_DIRECTION_
Lines containing "this" are to be counted. Report the count alone.

(Excerpt from a dataset)
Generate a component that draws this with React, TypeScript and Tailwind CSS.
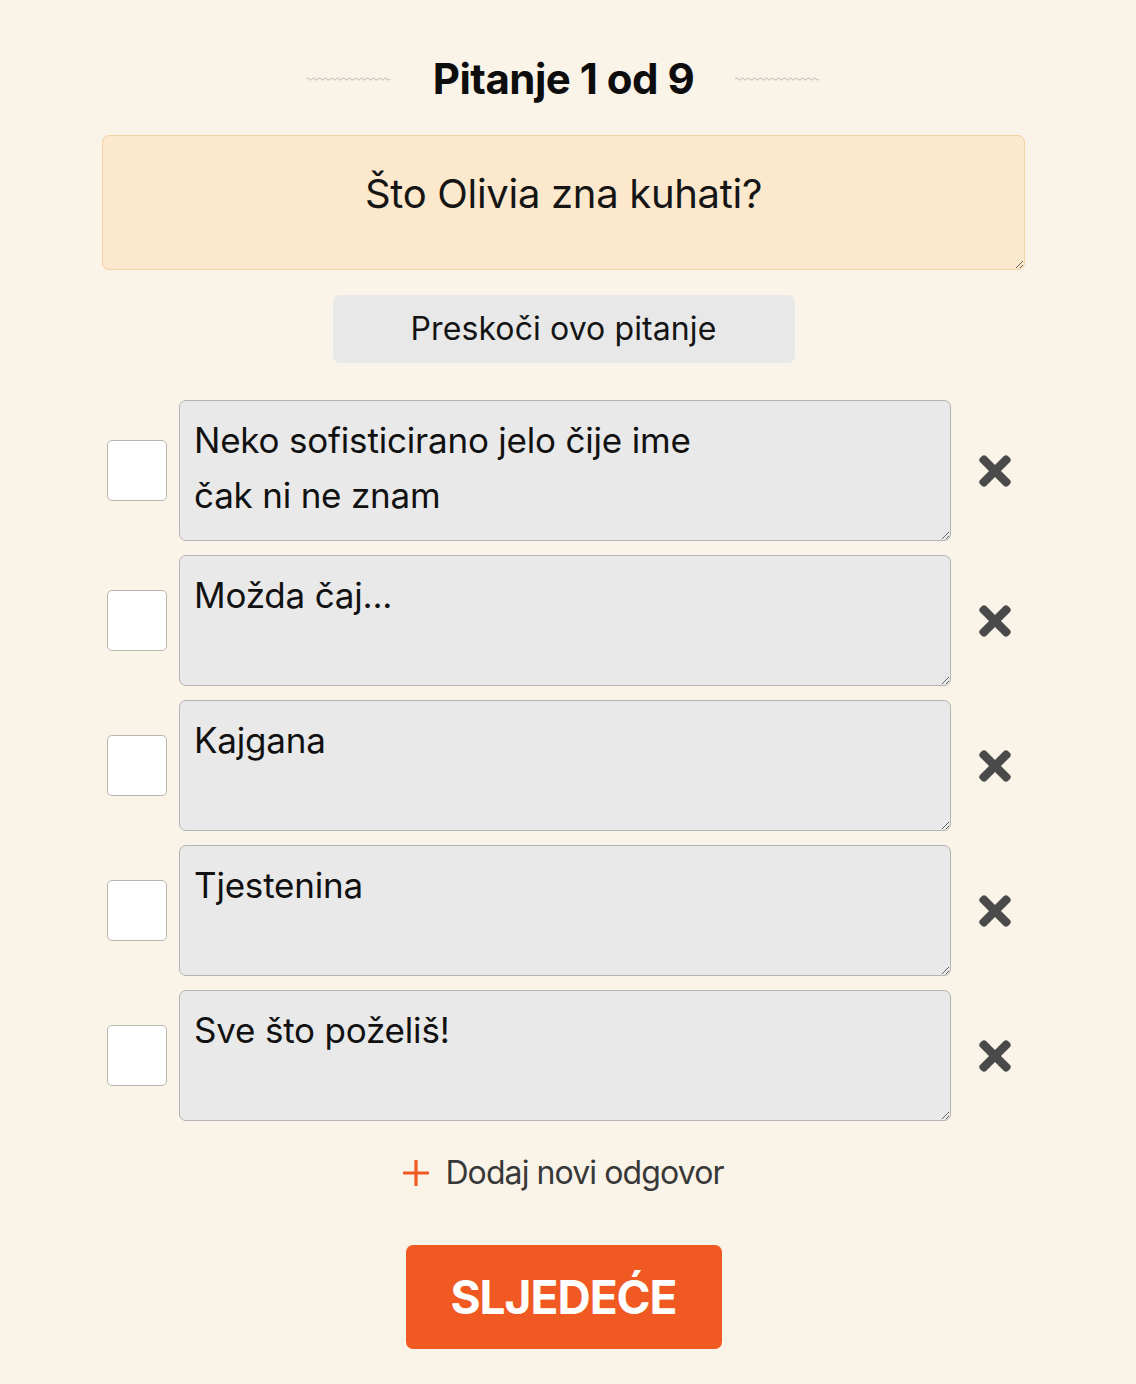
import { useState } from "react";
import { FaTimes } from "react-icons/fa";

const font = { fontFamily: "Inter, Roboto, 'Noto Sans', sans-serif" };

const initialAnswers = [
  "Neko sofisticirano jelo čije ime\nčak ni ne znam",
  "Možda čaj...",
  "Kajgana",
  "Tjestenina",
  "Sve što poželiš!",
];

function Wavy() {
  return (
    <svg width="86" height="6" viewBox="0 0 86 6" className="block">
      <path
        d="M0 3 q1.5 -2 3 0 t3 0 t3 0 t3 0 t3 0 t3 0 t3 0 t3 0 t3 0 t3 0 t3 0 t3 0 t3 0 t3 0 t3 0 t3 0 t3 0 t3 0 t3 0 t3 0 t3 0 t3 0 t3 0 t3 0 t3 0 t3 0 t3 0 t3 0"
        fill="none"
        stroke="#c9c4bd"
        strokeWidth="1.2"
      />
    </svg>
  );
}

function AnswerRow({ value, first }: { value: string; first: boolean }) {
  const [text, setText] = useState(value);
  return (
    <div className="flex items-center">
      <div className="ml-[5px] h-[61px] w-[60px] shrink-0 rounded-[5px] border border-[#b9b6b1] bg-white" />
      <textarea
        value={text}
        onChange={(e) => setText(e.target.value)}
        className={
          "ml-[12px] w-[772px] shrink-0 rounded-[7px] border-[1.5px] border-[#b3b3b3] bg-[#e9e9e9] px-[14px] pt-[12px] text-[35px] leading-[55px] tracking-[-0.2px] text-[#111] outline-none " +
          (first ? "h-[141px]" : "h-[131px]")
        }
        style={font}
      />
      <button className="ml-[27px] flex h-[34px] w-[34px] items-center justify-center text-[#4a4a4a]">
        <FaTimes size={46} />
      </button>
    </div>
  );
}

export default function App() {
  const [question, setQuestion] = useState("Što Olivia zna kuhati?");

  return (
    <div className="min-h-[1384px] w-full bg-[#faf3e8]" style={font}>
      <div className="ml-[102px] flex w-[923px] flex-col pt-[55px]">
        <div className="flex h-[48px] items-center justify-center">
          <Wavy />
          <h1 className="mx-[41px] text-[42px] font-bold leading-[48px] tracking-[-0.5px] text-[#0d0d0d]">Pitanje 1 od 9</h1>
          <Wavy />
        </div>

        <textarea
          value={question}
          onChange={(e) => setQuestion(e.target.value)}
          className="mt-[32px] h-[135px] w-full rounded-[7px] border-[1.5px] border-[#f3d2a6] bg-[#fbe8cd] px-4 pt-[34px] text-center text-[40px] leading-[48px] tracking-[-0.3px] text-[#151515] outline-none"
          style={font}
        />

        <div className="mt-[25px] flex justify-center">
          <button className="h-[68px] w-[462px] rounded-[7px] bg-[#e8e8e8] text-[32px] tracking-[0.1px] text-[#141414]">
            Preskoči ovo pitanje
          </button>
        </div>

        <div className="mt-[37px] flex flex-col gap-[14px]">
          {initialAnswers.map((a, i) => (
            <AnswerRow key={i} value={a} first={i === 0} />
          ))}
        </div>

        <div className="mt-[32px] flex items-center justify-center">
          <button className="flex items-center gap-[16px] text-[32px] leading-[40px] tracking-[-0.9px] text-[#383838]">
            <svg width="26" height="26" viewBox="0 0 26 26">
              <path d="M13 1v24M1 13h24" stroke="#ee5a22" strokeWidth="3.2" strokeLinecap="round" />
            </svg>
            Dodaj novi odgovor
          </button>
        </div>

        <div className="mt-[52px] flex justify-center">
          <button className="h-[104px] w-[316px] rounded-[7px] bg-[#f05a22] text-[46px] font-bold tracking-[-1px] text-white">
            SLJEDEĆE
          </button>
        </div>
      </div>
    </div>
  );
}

--

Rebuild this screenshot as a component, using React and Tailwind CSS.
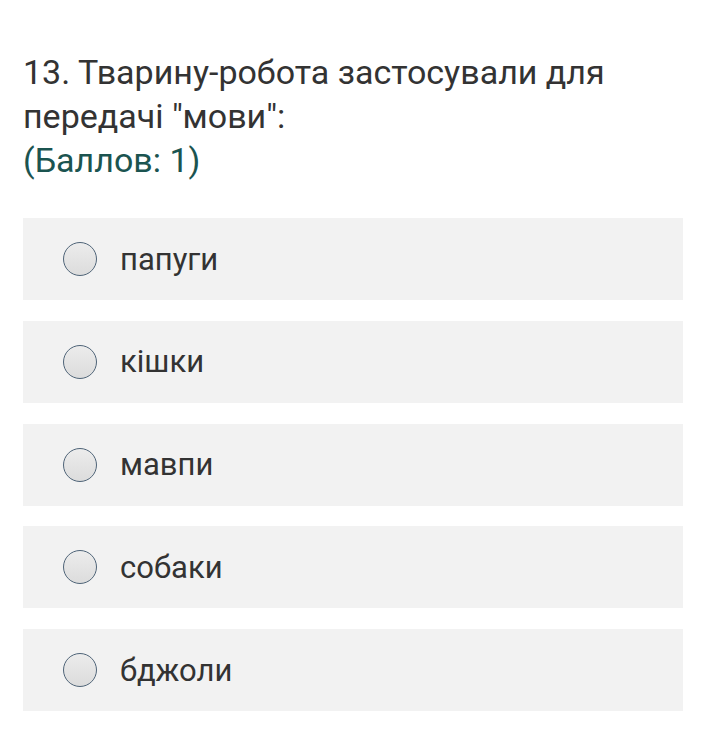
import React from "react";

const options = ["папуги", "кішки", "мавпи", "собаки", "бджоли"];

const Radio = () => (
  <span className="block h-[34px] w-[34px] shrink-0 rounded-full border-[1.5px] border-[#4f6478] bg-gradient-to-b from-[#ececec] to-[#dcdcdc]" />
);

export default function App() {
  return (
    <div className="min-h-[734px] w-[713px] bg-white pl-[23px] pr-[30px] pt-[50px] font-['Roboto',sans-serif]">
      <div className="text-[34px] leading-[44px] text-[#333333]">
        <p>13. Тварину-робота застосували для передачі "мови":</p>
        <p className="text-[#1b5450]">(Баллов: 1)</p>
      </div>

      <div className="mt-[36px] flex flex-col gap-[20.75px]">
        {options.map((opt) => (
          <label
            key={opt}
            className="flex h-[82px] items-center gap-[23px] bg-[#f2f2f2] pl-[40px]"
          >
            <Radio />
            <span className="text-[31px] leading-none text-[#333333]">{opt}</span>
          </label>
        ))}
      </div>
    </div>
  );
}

_CORRECT ANSWER_
2